Si a un propietario de tierras le está permitido y aun se considera honorable que ceda su hacienda a un colono indigente por una renta elevada, con peligro de perder la renta entera en un año, parece también que debería permitirse al prestamista prestar su dinero a un prestatario necesitado, aun a riesgo de perder no sólo el interés o beneficio sino incluso su capital, estipulando tal interés como el otro consienta voluntariamente en aceptarlo. Cierto es que los préstamos de esta naturaleza hacen muchos desgraciados, que al gastar los capitales así como el interés se hallan más impotentes para recuperarse que el colono que hipoteca la tierra; pero siendo las leyes sobre bancarrotas bastante favorables para que los deudores tengan oportunidad de rehabilitarse, parece que siempre se deberían acomodar las leyes del interés al precio del mercado, como ocurre en Holanda.
Las tasas corrientes de interés en un Estado parecen servir de base y de regla para los precios de adquisición de las tierras. Si el interés corriente es de un cinco por ciento, o sea una vigésima parte, el precio de la tierra debe ser igual.

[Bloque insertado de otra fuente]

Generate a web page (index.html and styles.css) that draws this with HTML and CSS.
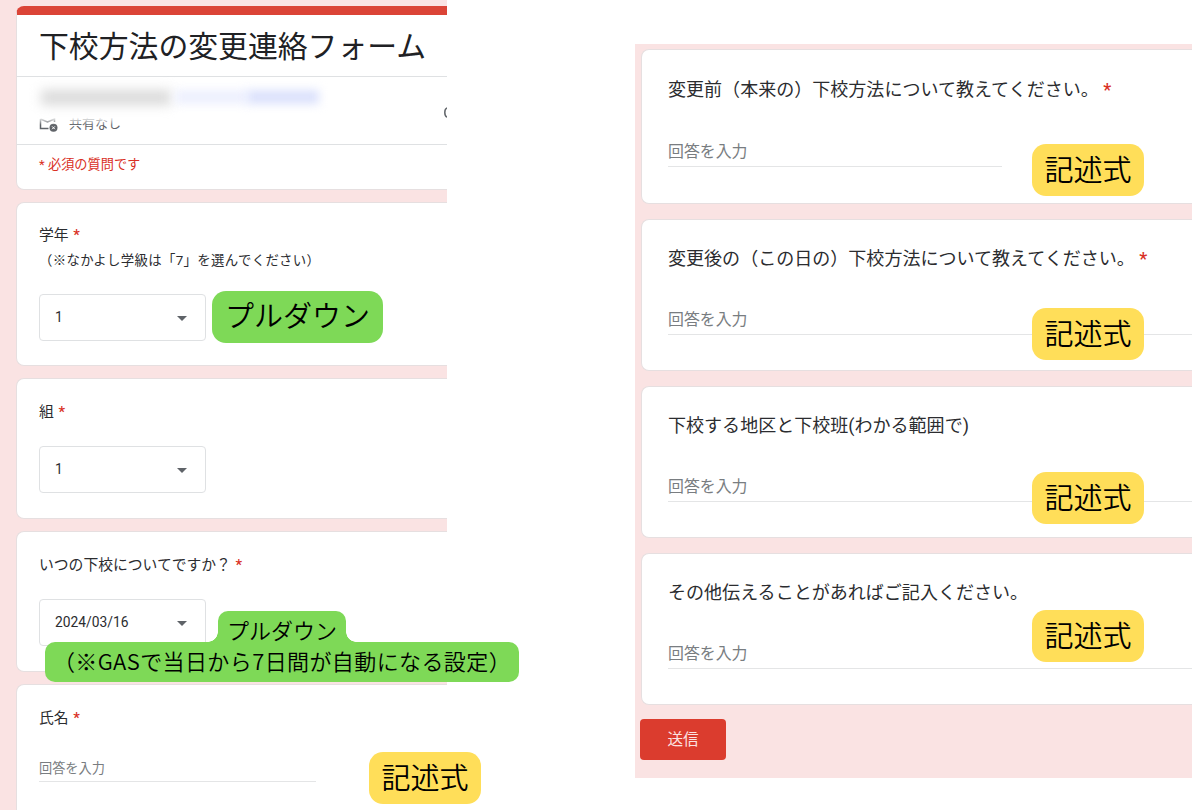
FILE: index.html
```html
<!DOCTYPE html>
<html lang="ja">

<head>
    <meta charset="UTF-8">
    <meta name="viewport" content="width=device-width, initial-scale=1.0">
    <title>下校方法の変更連絡フォーム</title>
    <link rel="stylesheet" href="styles.css">
</head>

<body>
    <div class="page">
        <div class="panel left">
            <div class="card header">
                <h1>下校方法の変更連絡フォーム</h1>
                <div class="account">
                    <div class="share">
                        <svg class="share-icon" width="19" height="18" viewBox="0 0 19 18">
                            <path d="M1.500 4v9.500h8M1.500 4l7 3 7-3v3" fill="none" stroke="#5f6368" stroke-width="1.500" />
                            <circle cx="14.500" cy="12.800" r="4" fill="#5f6368" />
                            <path d="M13.100 11.400l2.800 2.800M15.900 11.400l-2.800 2.800" stroke="#fff" stroke-width="1" />
                        </svg>
                        <span>共有なし</span>
                    </div>
                    <div class="mask">
                        <div class="mask-name"></div>
                        <div class="mask-link"></div>
                        <div class="mask-link strong"></div>
                    </div>
                    <svg class="cloud" width="4" height="14" viewBox="0 0 4 14">
                        <path d="M5 1.800C3 2 1.800 4 1.800 6.500S3 11 5 11.300" fill="none" stroke="#5f6368" stroke-width="1.500" />
                    </svg>
                </div>
                <p class="required-note">* 必須の質問です</p>
            </div>

            <div class="card grade">
                <div class="question">学年 <span class="star">*</span></div>
                <div class="description">（※なかよし学級は「7」を選んでください）</div>
                <div class="select"><span>1</span><i class="arrow"></i></div>
                <div class="tag green">プルダウン</div>
            </div>

            <div class="card">
                <div class="question">組 <span class="star">*</span></div>
                <div class="select"><span>1</span><i class="arrow"></i></div>
            </div>

            <div class="card date">
                <div class="question">いつの下校についてですか？ <span class="star">*</span></div>
                <div class="select"><span>2024/03/16</span><i class="arrow"></i></div>
                <div class="note">
                    <div class="note-top">プルダウン</div>
                    <div class="note-bottom">（※GASで当日から7日間が自動になる設定）</div>
                </div>
            </div>

            <div class="card name">
                <div class="question">氏名 <span class="star">*</span></div>
                <div class="answer">回答を入力</div>
                <div class="tag yellow">記述式</div>
            </div>
        </div>

        <div class="panel right">
            <div class="card before">
                <div class="question">変更前（本来の）下校方法について教えてください。 <span class="star">*</span></div>
                <div class="answer">回答を入力</div>
                <div class="tag yellow">記述式</div>
            </div>
            <div class="card after">
                <div class="question">変更後の（この日の）下校方法について教えてください。 <span class="star">*</span></div>
                <div class="answer">回答を入力</div>
                <div class="tag yellow">記述式</div>
            </div>
            <div class="card area">
                <div class="question">下校する地区と下校班(わかる範囲で)</div>
                <div class="answer">回答を入力</div>
                <div class="tag yellow">記述式</div>
            </div>
            <div class="card other">
                <div class="question">その他伝えることがあればご記入ください。</div>
                <div class="answer">回答を入力</div>
                <div class="tag yellow">記述式</div>
            </div>
            <button class="submit">送信</button>
        </div>
    </div>
</body>

</html>
```
FILE: styles.css
```css
* {
    box-sizing: border-box;
}

body {
    margin: 0;
    background-color: #fff;
    color: #2b2c2f;
    font-family: Roboto, "Noto Sans CJK JP", sans-serif;
}

.page {
    display: flex;
    justify-content: space-between;
    align-items: flex-start;
    height: 810px;
    padding-right: 8px;
    overflow: hidden;
}

.panel {
    display: flex;
    flex-direction: column;
    background-color: #fae3e3;
}

.left {
    width: 447px;
    height: 810px;
    padding: 6px 0 0 16px;
    gap: 12px;
}

.right {
    width: 557px;
    height: 734px;
    margin-top: 44px;
    padding: 5px 0 0 6px;
    gap: 15px;
}

.card {
    position: relative;
    flex-shrink: 0;
    height: 141px;
    padding: 22px 0 0 22px;
    background-color: #fff;
    border: 1px solid #e6dfe0;
    border-right: none;
    border-radius: 8px 0 0 8px;
}

/* header */
.header {
    height: 184px;
    padding: 0;
    border-top: 9px solid #db4437;
}

h1 {
    height: 62px;
    margin: 0;
    padding-left: 22px;
    border-bottom: 1px solid #dfe1e3;
    font-size: 29.85px;
    font-weight: 400;
    line-height: 63px;
    color: #202124;
    white-space: nowrap;
}

.account {
    position: relative;
    height: 68px;
    padding: 38px 0 0 22px;
    border-bottom: 1px solid #dfe1e3;
}

.share {
    display: flex;
    gap: 11px;
    height: 18px;
    font-size: 13px;
    line-height: 17px;
    color: #5f6368;
}

/* the address is hidden behind a blurred patch */
.mask {
    position: absolute;
    left: 16px;
    top: 0;
    display: flex;
    align-items: center;
    width: 302px;
    height: 48px;
    padding: 0 10px 8px 8px;
    background: linear-gradient(#fff 84%, rgba(255, 255, 255, 0));
}

.mask-name {
    width: 130px;
    height: 15px;
    background-color: #dadada;
    filter: blur(6px);
}

.mask-link {
    width: 72px;
    height: 14px;
    margin-left: 4px;
    background-color: #edf0fe;
    filter: blur(5px);
}

.mask-link.strong {
    margin-left: 0;
    background-color: #dbe1fc;
}

.cloud {
    position: absolute;
    right: 0;
    top: 29px;
}

.required-note {
    margin: 0;
    padding-left: 22px;
    font-size: 13.2px;
    line-height: 39px;
    color: #d93025;
}

/* questions */
.question {
    height: 22px;
    font-size: 14.8px;
    line-height: 22px;
    white-space: nowrap;
}

.star {
    color: #d93025;
    font-weight: 500;
}

.left .star {
    margin-left: 1px;
}

.description {
    height: 20px;
    margin-top: 5px;
    font-size: 13.4px;
    letter-spacing: 0.35px;
    line-height: 20px;
    white-space: nowrap;
}

.select {
    display: flex;
    justify-content: space-between;
    align-items: center;
    width: 167px;
    height: 47px;
    margin-top: 23px;
    padding: 0 18px 1px 15px;
    border: 1px solid #dfe1e3;
    border-radius: 4px;
    font-size: 13.8px;
}

.grade {
    height: 164px;
    padding-top: 21px;
}

.grade .select {
    margin-top: 23px;
}

.arrow {
    margin-top: 2px;
    border-left: 5px solid transparent;
    border-right: 5px solid transparent;
    border-top: 5px solid #5f6368;
}

.answer {
    width: 277px;
    height: 24px;
    margin-top: 29px;
    border-bottom: 1px solid #e4e5e6;
    font-size: 13.2px;
    line-height: 20px;
    color: #797d81;
    padding-top: 1px;
}

.right .card {
    height: 152px;
    padding: 26px 0 0 26px;
}

.right .question {
    height: 26px;
    font-size: 18.05px;
    line-height: 26px;
}

.right .answer {
    width: auto;
    height: 38px;
    margin-top: 25px;
    padding-top: 11px;
    font-size: 15.9px;
    line-height: 24px;
}

.right .before {
    height: 155px;
    padding-top: 27px;
}

.right .before .answer {
    width: 334px;
    margin-top: 26px;
}

.submit {
    flex-shrink: 0;
    width: 86px;
    height: 41px;
    margin: -1px 0 0 -1px;
    padding: 0 0 3px;
    background-color: #db3c2e;
    border: none;
    border-radius: 4px;
    color: #fbe3e1;
    font-family: inherit;
    font-size: 15.6px;
}

/* stickers over the form */
.tag {
    position: absolute;
    width: 112px;
    height: 52px;
    border-radius: 14px;
    font-family: "Noto Sans CJK JP", sans-serif;
    font-size: 29px;
    font-weight: 350;
    line-height: 49px;
    text-align: center;
    white-space: nowrap;
    color: #000;
    z-index: 1;
}

.yellow {
    background-color: #ffde59;
}

.green {
    left: 195px;
    top: 88px;
    width: 171px;
    background-color: #7ed957;
    line-height: 47px;
}

.name .tag {
    left: 352px;
    top: 67px;
}

.right .tag {
    left: 390px;
}

.before .tag {
    top: 94px;
}

.after .tag {
    top: 88px;
}

.area .tag {
    top: 85px;
}

.other .tag {
    top: 56px;
}

.note {
    position: absolute;
    left: 28px;
    top: 79px;
    width: 474px;
    z-index: 1;
    font-family: "Noto Sans CJK JP", sans-serif;
    font-size: 22px;
    font-weight: 350;
    text-align: center;
    white-space: nowrap;
    color: #000;
}

.note-top {
    position: relative;
    width: 128px;
    height: 31px;
    margin-left: 173px;
    border-radius: 10px 10px 0 0;
    background-color: #7ed957;
    line-height: 36px;
}

/* inner curves where the two lines join */
.note-top::before,
.note-top::after {
    content: "";
    position: absolute;
    bottom: 0;
    width: 10px;
    height: 10px;
}

.note-top::before {
    left: -10px;
    background: radial-gradient(circle at 0 0, transparent 9.5px, #7ed957 10px);
}

.note-top::after {
    right: -10px;
    background: radial-gradient(circle at 100% 0, transparent 9.5px, #7ed957 10px);
}

.note-bottom {
    height: 40px;
    border-radius: 10px;
    background-color: #7ed957;
    letter-spacing: 0.4px;
    line-height: 37px;
}
```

Pero como la propiedad de las tierras otorga un rango y una cierta jurisdicción en el Estado, ocurre que cuando el interés es la vigésima parte del capital, los precios de las tierras son la vigésimacuarta o vigésimaquinta parte, aunque las hipotecas sobre las mismas tierras apenas rebasen el tipo corriente de interés.
Después de todo, el precio de la tierra, como los otros precios, se regula naturalmente por la proporción de vendedores y compradores; y como en Londres, por ejemplo, se encontrarán compradores en mayor número que en las provincias, y a los habitantes de la capital les gusta más comprar tierras en las cercanías de ella que en las provincias distantes, propenderán a comprar tierras en sitios cercanos, a la treintava o treintaicincoava parte, y no las distantes a la veinticincoava o veintidosava parte. A menudo existen otras razones de conveniencia que influyen sobre el precio de las tierras, pero renunciamos a ocuparnos de ellas porque no invalidan nuestras explicaciones sobre la naturaleza del interés.